* _GOAL_: A single run of lines is to be printed exactly: starting at the line with "Convert this screenshot" and ending at the line with "string; subtitle: string;", both included. Leave the pictures out.

* _DATA ENTRIES_:
○ ○ ○
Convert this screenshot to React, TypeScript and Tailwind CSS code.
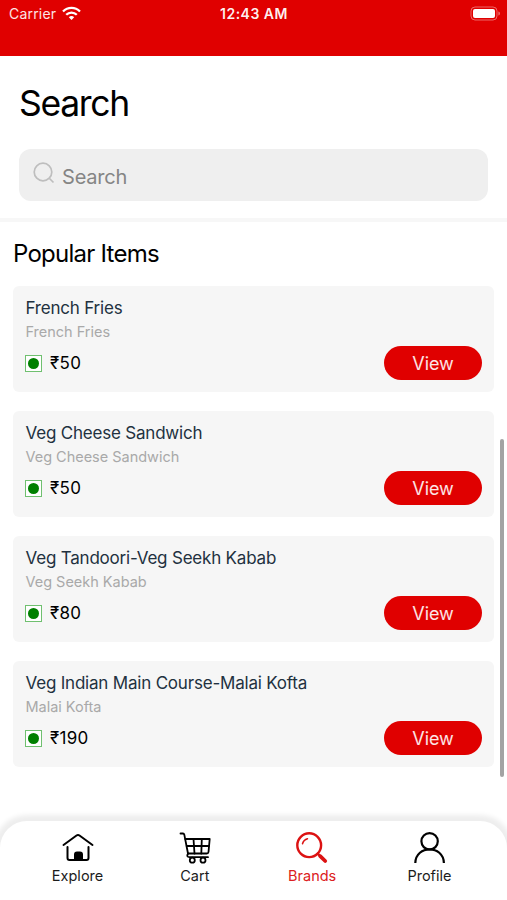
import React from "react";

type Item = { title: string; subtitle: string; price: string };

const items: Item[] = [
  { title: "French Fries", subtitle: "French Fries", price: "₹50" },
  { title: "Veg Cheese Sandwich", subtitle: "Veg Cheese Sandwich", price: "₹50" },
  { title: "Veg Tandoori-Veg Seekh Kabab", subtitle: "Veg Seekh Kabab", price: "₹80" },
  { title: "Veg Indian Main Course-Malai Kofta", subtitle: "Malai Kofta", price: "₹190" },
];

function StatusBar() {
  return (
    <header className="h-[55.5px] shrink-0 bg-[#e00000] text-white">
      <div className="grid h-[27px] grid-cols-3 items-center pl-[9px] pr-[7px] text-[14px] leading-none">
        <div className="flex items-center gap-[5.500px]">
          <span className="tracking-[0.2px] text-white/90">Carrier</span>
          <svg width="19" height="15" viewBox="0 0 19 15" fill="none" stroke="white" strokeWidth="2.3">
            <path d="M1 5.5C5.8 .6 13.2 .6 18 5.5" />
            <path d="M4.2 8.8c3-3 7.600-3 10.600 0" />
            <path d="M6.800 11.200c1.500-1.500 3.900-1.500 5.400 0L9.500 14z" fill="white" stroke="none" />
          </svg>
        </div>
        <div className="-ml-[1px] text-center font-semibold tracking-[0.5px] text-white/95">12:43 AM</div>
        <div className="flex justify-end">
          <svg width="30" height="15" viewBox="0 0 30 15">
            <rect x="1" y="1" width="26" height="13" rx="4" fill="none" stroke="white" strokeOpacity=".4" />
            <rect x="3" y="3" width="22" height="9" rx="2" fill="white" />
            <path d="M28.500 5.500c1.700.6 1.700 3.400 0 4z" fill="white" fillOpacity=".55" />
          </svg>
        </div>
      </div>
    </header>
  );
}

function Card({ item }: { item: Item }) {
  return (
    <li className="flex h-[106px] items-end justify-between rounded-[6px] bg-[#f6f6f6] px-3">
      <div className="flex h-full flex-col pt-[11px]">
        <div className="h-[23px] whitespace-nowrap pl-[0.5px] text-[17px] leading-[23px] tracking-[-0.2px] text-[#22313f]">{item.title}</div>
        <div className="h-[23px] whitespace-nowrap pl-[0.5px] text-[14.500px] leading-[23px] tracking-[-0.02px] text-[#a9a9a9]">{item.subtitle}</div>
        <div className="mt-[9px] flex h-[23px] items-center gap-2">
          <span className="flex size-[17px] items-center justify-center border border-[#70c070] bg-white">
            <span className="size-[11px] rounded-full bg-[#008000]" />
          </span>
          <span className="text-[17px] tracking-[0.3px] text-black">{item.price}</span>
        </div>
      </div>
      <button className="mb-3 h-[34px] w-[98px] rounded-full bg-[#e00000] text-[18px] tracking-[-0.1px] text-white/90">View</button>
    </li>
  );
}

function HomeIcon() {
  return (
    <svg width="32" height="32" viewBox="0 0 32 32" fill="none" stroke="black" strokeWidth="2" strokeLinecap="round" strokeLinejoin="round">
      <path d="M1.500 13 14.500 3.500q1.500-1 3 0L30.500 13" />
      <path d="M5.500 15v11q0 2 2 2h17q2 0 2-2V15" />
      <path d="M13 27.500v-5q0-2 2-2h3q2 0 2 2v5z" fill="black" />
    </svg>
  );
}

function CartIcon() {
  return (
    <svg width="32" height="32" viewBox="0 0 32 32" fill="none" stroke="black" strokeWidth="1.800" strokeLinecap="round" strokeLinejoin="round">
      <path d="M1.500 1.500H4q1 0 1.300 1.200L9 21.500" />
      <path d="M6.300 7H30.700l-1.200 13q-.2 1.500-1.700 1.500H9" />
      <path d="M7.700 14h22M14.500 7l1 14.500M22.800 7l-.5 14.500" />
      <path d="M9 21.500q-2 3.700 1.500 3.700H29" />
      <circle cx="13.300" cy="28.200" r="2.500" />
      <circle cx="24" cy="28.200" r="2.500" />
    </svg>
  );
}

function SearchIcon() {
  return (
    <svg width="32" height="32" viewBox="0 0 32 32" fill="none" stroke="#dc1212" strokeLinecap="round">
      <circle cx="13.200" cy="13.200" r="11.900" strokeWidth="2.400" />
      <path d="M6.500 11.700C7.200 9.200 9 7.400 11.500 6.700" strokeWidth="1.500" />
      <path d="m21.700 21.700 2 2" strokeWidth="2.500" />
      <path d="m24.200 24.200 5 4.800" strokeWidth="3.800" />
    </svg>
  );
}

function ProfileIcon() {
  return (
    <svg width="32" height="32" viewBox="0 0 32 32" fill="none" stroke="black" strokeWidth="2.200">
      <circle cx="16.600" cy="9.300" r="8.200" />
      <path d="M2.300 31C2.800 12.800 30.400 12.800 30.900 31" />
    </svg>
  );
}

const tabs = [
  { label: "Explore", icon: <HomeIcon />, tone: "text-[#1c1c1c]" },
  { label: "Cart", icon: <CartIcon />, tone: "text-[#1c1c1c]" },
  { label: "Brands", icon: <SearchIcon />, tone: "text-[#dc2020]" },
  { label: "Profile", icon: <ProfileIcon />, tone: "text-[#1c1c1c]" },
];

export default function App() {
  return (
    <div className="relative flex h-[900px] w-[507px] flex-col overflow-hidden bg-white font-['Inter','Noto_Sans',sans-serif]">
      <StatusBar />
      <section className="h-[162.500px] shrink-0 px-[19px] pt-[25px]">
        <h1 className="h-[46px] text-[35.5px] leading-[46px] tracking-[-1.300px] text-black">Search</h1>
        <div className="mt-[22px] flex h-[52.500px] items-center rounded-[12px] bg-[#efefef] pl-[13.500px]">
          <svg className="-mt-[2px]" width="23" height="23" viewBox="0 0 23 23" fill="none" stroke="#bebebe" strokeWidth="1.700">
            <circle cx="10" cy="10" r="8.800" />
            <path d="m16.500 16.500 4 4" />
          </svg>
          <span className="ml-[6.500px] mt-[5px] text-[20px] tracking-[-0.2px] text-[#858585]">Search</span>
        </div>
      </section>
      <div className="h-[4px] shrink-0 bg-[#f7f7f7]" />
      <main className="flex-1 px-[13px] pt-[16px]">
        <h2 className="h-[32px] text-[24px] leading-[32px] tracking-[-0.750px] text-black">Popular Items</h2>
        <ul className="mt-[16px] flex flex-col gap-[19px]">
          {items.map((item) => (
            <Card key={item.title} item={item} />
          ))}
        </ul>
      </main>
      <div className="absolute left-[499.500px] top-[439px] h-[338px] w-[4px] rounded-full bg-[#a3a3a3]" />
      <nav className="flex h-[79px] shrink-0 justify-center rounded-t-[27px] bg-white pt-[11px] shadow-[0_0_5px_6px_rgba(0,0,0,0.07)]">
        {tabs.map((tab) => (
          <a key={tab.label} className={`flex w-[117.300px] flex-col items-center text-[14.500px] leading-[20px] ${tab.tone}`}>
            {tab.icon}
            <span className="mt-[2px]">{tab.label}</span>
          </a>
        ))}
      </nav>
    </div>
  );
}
○ ○ ○
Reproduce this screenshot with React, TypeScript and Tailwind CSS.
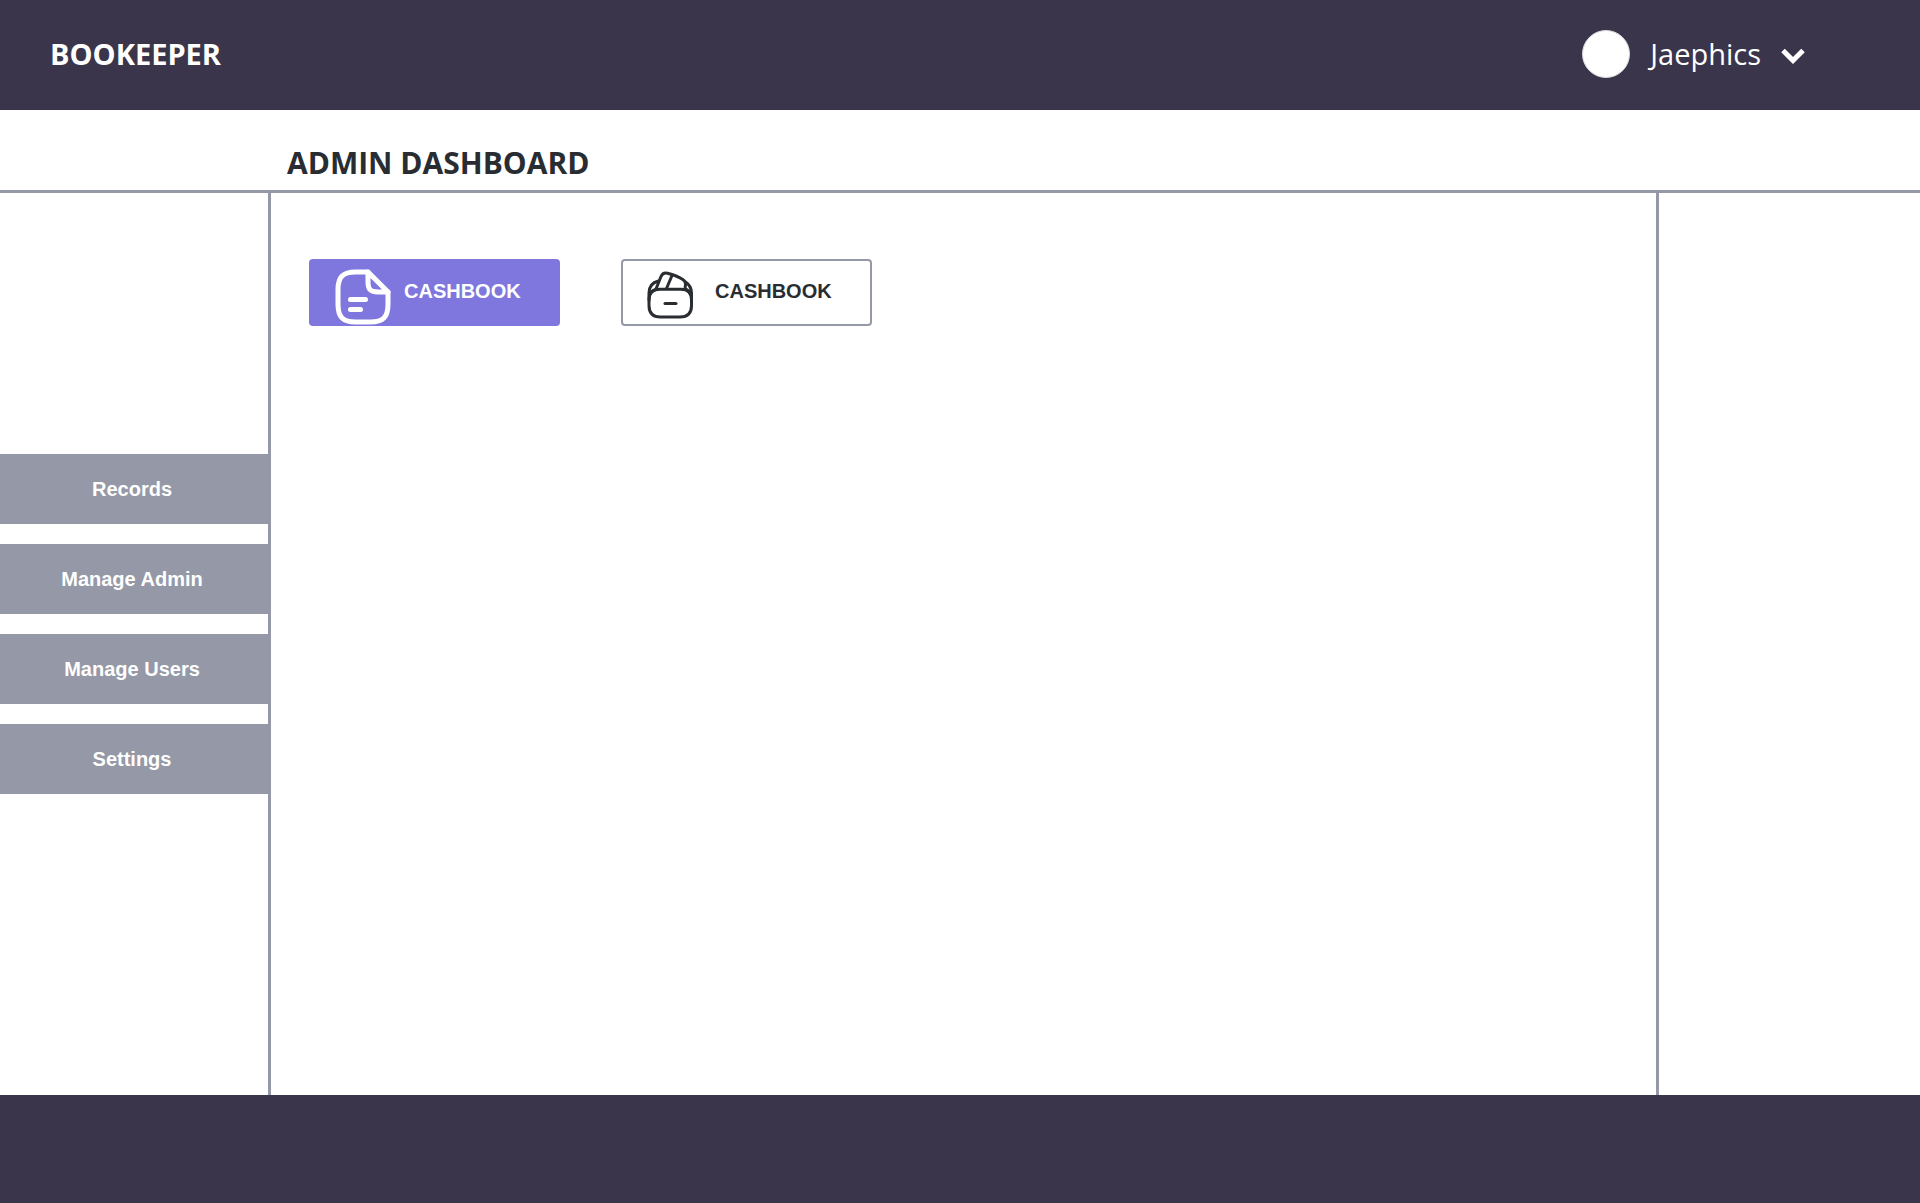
○ ○ ○
* _WRITTEN ANSWER_:
Convert this screenshot to React, TypeScript and Tailwind CSS code.
import React from "react";

type Item = { title: string; subtitle: string; price: string };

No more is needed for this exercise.